Demo 6: DuckDB to Pandas and back

By now it is clear that DuckDB is not only a portable analytical database but a versatile data manipulation tool.

At its core, DuckDB offers a seamless integration between SQL-based operations and other data processing tools like Pandas. This unique feature allows you to effortlessly switch between different technologies within your data processing scripts.

Instead of implementing data wrangling fully in SQL or within your Python script using typical libraries like Pandas or NumPy, you switch between these environments without the need to setup a complex database integration.

With our example so far, let’s assume we would like to perform further processing using Pandas. With DuckDB you can easily export the result of your SQL queries to a dataframe using the .df() function.

It also works the other way around, with DuckDB you can directly query data from a Pandas dataframe!

import duckdb
import requests
from duckdb.typing import VARCHAR


def get(url):
    return requests.get(url).text


duckdb.create_function("get", get, [VARCHAR], VARCHAR)

# Start working in DuckDB
df = duckdb.sql("""
    CREATE TABLE pokemon AS
    SELECT unnest(results) AS pokemon
    FROM read_json_auto('https://pokeapi.co/api/v2/pokemon?limit=10');

    WITH base AS (
        SELECT
            pokemon.name AS name,
            json(get(pokemon.url)) AS details
        FROM pokemon
    ), pokemon_details AS (
        SELECT
            details.id,
            name,
            details.abilities::STRUCT(ability STRUCT(name VARCHAR, url VARCHAR), is_hidden BOOLEAN, slot INTEGER)[] AS abilities,
            details.height,
            details.weight
        FROM base
    )
    SELECT
        id,
        name,
        [x.ability.name FOR x IN abilities] AS abilities,
        height,
        weight
    FROM pokemon_details;
""").df()

# Continue data wrangling in Pandas
df_agg = df.explode("abilities").groupby("abilities", as_index=False).agg(count=("id", "count"))

# Back to DuckDB
duckdb.sql("""
    SELECT abilities AS ability, count
    FROM df_agg
    ORDER BY count DESC
    LIMIT 8;
""").show()

The code above produces the following result:

┌─────────────┬───────┐
│   ability   │ count │
│   varchar   │ int64 │
├─────────────┼───────┤
│ blaze       │     3 │
│ chlorophyll │     3 │
│ overgrow    │     3 │
│ rain-dish   │     3 │
│ solar-power │     3 │
│ torrent     │     3 │
│ run-away    │     1 │
│ shield-dust │     1 │
└─────────────┴───────┘

As mentioned before, with .df() we get the SQL result as a Pandas dataframe. We can than apply further transformation like:

df_agg = df.explode("abilities").groupby("abilities", as_index=False).agg(count=("id", "count"))

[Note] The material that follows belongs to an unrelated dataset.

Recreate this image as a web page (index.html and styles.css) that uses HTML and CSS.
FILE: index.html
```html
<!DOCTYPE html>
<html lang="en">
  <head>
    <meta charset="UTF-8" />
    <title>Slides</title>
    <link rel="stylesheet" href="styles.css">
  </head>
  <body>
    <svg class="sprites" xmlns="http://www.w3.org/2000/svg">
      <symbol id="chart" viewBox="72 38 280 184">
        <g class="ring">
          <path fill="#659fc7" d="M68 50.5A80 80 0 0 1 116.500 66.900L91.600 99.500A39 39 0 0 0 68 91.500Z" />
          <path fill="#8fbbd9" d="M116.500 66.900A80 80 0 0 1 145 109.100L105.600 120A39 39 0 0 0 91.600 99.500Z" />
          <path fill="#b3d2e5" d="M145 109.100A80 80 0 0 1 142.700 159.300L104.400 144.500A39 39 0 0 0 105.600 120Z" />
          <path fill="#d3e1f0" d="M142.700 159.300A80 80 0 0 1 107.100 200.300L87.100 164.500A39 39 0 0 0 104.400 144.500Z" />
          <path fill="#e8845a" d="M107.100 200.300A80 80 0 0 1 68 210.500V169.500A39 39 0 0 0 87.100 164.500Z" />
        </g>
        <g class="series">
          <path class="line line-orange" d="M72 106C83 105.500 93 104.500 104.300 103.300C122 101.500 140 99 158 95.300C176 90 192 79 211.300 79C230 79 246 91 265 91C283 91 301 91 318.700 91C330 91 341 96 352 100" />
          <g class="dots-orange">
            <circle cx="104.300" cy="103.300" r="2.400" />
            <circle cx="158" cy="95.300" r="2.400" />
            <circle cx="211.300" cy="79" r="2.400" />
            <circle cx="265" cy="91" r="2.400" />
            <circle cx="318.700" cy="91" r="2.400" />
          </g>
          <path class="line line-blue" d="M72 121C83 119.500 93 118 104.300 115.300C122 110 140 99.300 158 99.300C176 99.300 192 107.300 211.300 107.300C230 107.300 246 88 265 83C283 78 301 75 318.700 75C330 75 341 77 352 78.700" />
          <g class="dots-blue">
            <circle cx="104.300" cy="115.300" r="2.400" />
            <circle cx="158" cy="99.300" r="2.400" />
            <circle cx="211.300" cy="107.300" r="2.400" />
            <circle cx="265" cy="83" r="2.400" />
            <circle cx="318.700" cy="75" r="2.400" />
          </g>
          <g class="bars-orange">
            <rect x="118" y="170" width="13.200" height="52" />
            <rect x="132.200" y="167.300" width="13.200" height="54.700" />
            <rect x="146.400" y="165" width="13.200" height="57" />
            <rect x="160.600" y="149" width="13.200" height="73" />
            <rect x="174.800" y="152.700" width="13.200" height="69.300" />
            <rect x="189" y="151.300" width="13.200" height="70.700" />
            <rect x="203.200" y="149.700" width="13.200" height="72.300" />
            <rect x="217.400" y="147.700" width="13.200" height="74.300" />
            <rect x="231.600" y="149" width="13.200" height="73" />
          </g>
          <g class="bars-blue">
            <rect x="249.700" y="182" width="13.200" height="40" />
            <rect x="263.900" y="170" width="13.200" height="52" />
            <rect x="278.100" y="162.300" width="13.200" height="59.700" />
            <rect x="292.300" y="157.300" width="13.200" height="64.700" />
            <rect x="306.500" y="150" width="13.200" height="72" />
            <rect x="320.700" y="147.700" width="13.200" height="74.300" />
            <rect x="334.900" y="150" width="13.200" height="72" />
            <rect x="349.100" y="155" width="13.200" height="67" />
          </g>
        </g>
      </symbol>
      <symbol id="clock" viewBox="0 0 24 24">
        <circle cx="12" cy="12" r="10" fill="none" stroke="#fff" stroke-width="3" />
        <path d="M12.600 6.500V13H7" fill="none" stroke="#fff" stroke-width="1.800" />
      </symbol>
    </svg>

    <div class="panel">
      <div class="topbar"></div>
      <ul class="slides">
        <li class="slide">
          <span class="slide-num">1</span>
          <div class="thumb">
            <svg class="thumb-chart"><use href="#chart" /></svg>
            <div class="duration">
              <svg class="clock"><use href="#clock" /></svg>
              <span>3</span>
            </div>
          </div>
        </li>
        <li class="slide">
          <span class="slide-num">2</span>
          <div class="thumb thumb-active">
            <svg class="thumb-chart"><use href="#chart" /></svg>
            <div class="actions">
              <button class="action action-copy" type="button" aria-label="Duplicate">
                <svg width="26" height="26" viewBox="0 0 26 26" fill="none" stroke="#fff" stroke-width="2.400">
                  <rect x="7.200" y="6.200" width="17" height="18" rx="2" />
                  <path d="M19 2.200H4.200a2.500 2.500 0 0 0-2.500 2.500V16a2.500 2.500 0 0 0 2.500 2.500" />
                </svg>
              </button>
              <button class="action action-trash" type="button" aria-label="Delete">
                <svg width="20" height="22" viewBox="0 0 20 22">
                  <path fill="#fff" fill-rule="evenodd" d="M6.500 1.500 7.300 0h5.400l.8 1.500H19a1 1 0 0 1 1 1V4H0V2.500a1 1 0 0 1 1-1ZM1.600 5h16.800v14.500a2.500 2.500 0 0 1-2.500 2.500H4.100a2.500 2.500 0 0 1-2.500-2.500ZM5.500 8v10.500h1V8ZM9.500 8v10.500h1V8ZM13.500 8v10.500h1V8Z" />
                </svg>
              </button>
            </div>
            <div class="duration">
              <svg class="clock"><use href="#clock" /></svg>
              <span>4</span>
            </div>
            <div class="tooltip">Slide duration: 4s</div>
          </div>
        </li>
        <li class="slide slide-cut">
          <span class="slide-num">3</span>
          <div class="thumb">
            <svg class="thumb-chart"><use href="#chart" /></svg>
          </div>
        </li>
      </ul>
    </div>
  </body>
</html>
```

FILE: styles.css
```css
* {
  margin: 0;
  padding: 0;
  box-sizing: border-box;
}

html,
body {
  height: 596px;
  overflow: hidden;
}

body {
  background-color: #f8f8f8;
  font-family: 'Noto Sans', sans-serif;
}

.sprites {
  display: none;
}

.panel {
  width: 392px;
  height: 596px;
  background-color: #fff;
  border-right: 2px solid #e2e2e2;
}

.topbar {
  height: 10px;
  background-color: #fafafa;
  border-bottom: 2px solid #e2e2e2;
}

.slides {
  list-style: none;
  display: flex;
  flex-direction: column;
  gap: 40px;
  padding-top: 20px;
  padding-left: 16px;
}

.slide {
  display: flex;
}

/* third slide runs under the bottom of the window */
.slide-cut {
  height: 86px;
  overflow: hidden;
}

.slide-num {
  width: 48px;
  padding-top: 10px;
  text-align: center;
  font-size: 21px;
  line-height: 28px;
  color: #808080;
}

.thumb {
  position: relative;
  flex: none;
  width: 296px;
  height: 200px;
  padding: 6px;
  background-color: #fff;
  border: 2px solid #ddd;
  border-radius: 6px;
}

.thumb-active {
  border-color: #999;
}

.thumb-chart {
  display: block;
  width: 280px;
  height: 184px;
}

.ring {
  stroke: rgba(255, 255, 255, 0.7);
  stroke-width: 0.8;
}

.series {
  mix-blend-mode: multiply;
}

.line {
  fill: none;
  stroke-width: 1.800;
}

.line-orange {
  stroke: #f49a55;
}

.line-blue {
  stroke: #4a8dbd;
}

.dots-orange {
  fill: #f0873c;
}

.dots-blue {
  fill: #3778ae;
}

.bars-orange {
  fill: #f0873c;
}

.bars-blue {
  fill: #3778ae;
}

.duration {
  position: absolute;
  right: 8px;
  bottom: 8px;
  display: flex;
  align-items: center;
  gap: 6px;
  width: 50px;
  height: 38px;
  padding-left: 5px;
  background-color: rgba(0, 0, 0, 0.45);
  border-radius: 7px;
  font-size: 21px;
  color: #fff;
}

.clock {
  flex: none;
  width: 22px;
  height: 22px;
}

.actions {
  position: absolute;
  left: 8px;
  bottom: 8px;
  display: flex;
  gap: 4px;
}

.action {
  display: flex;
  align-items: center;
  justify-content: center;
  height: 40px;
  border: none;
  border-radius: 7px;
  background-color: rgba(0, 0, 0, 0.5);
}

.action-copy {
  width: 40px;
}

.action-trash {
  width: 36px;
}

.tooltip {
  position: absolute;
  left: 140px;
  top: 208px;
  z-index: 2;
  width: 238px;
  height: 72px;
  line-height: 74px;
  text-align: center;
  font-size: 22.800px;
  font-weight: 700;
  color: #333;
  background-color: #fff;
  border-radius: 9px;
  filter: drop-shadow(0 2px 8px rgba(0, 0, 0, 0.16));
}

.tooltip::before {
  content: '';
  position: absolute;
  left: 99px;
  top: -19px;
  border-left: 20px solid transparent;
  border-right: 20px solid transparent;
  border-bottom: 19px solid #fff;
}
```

And with the dataframe stored in the df_agg variable, you can just use it in SQL, which surprised me a lot when I saw it the first time.

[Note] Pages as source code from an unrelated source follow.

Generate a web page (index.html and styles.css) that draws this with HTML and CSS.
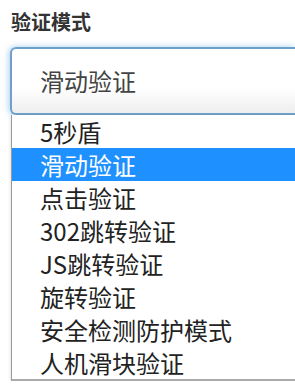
FILE: index.html
```html
<!DOCTYPE html>
<html lang="zh-CN">
<head>
    <meta charset="UTF-8">
    <title>验证模式</title>
    <link rel="stylesheet" href="styles.css">
</head>
<body>
    <div class="form-group">
        <label class="field-label" for="mode">验证模式</label>
        <div class="select-box" id="mode">滑动验证</div>
        <ul class="option-list">
            <li class="option">5秒盾</li>
            <li class="option selected">滑动验证</li>
            <li class="option">点击验证</li>
            <li class="option">302跳转验证</li>
            <li class="option">JS跳转验证</li>
            <li class="option">旋转验证</li>
            <li class="option">安全检测防护模式</li>
            <li class="option">人机滑块验证</li>
        </ul>
    </div>
</body>
</html>
```

FILE: styles.css
```css
body {
    margin: 0;
    background-color: #ffffff;
    overflow: hidden;
    font-family: "Noto Sans CJK SC", "Liberation Sans", sans-serif;
}

/* 右侧超出窗口，去掉右边框 */
.form-group {
    padding: 12px 0 0 10px;
}

.field-label {
    display: block;
    font-size: 20px;
    line-height: 20px;
    font-weight: bold;
    color: #333;
    margin-bottom: 15px;
    padding-left: 1px;
}

.select-box {
    height: 68px;
    box-sizing: border-box;
    border: 2px solid #6f9fca;
    border-right: none;
    border-radius: 6px 0 0 6px;
    padding-left: 28px;
    font-size: 24px;
    line-height: 64px;
    color: #444;
    background: linear-gradient(to bottom, #ffffff 0%, #ffffff 60%, #eeeeee 100%);
    box-shadow: -1px 0 6px rgba(102, 175, 233, 0.6);
}

.option-list {
    list-style: none;
    margin: 0 0 0 1px;
    padding: 0;
    border-left: 1px solid #999;
    border-bottom: 2px solid #aaa;
    background-color: #ffffff;
    box-shadow: 0 2px 4px rgba(0, 0, 0, 0.15);
}

.option {
    height: 33px;
    line-height: 33px;
    padding-left: 28px;
    font-size: 24px;
    color: #222;
}

.option.selected {
    background-color: #1e90ff;
    color: #ffffff;
}
```
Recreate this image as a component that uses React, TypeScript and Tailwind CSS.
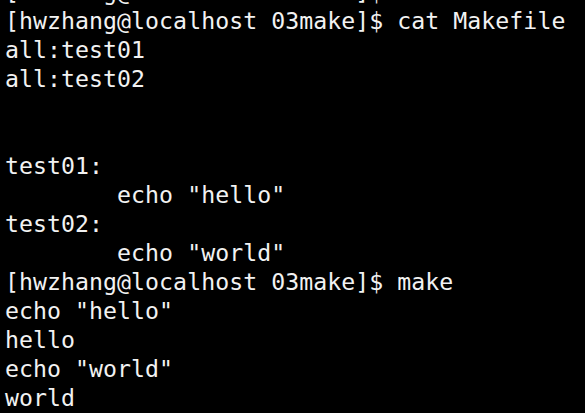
const lines = [
  "[hwzhang@localhost 03make]$ vi Makefile",
  "[hwzhang@localhost 03make]$ cat Makefile",
  "all:test01",
  "all:test02",
  "",
  "",
  "test01:",
  "        echo \"hello\"",
  "test02:",
  "        echo \"world\"",
  "[hwzhang@localhost 03make]$ make",
  "echo \"hello\"",
  "hello",
  "echo \"world\"",
  "world",
];

export default function App() {
  return (
    <div className="h-[413px] w-[585px] overflow-hidden bg-black">
      <pre className="-mt-[23px] pl-[5px] font-['DejaVu_Sans_Mono',monospace] text-[23.2px] leading-[29px] tracking-[0.05px] text-[#f2f2f2]">
        {lines.map((line, i) => (
          <div key={i} className="h-[29px] whitespace-pre">
            {line}
          </div>
        ))}
      </pre>
    </div>
  );
}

SELECT abilities AS ability, count
FROM df_agg
ORDER BY count DESC
LIMIT 8;

That makes DuckDB a great tool in your data wrangling toolbox, since it does not add any glue code.

Demo 7: Persist and load data

Calling the API on every run is not the most efficient solution. Sure, it gives you the opportunity to grab a nice cup of coffee while waiting for results, but DuckDB can also persist data, for example by serializing it into a file on your filesystem.

Let’s extend the example above with the following code:

# Continue data wrangling in Pandas
df_agg = df.explode("abilities").groupby("abilities", as_index=False).agg(count=("id", "count"))

# Persist data
with duckdb.connect(database="pokemon.db") as conn:
    conn.sql("""
        DROP TABLE IF EXISTS pokemon_abilities;
        CREATE TABLE pokemon_abilities AS
        SELECT abilities AS ability, count
        FROM df_agg
        ORDER BY count DESC;
    """)

We open a connection to a file called pokemon.db and persist the data.

In another script, you can then load the data and access the pre-processed data:

import duckdb

# Load data
with duckdb.connect(database="pokemon.db") as conn:
    conn.sql("""
        SELECT * FROM pokemon_abilities;
    """).show()

Load data example

Conclusion

DuckDB emerged as a robust companion in data wrangling challenges, offering seamless integration with Pandas dataframes and advanced analytical SQL capabilities. Its lightweight nature and efficient performance underscored its suitability for analytical workloads in resource-constrained environments.

You can find all demos also on Github 🪄: https://github.com/vojay-dev/duckdb-pokemon

With DuckDB by your side, you’ll become a successful Pokémon trainer in no time.

Because in the world of data, you truly gotta catch ‘em all!

Feel free to share your experiences and enjoy reading!